We watched the films below as part of our last lecture class in Media Ethics a few weeks ago. All films are Hollywood productions made in the 1970’s.
The Abominable Dr. Phibes (1971, USA, dir. Robert Fuest) is about a doctor set on exacting torturous revenge on nine other doctors on whose hands his wife died. His ways and means of executing such murders are based on the Old Testament curses of the Pharaoh and the people of Egypt during the time of Moses. The methods can be quite ingenious, if you ask me, from being eaten to the skull by locusts to being frozen to death inside a car. The movie makes no pretensions of being an honest-to-goodness straight horror film and as such, is really a campy cult film that is expectedly obnoxious and sick. From the weird art deco sets and costumes to the actual methods of the deaths, it can get quite bothersome. Which I think is exactly what it intends to be.
Lost Horizon (1973, USA, dir. Charles Jarrott), the 1973 motion-picture adaptation of a novel of the same name, is about a group of foreigners who escape a war-torn Asian country who crash and end up in a hidden utopian society in the mountains of Himalayas called Shangrila. Just when the group of English-speaking foreigners get used to and enjoy the utopian life in Shangrila, some of them slowly find out that their being there wasn’t an accident after all, and that the utopia they were lead to believe in may actually be a grand hoax and a conspiracy. The entire film is filled with philosophical meanderings and musical number ala Sound of Music, which can be entertaining, but can also get quite silly as it piles up. Also, for an attempt at recreating a utopian society on film, the movie is actually very hegemonic and Western in representation! The film is a apparently notorious for being disastrous at the box office and among critics. Fair enough a judgement if you ask me.

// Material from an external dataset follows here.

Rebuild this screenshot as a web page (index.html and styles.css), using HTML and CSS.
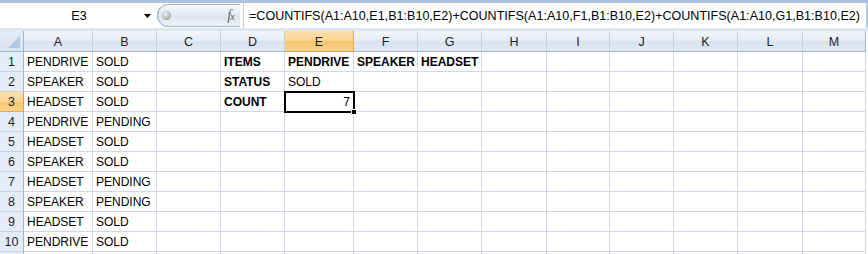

The Boys From Brazil (1978, USA, dir. Franklin J. Schaffner) is about the sinister attempt by a post-war Nazi organization of self-exiled war criminals lead by a death-camp physician hiding in South America, to recreate the glory of the Third Reich by cloning its leader, the Fuhrer, Adolf Hitler himself. Such plans are thwarted through the investigative attempts of a Nazi war criminal-hunter who, in the process, discover more and more about the details of this very evil and sinister plot. The movie is a worthwhile thriller, but it had the tendency to be quite dragging. It took quite a while before it revealed what the murders were all about and what the sinister plan really is, ad then goes on further after that. The premise is very interesting material, really, however I think it could’ve been shot and told better.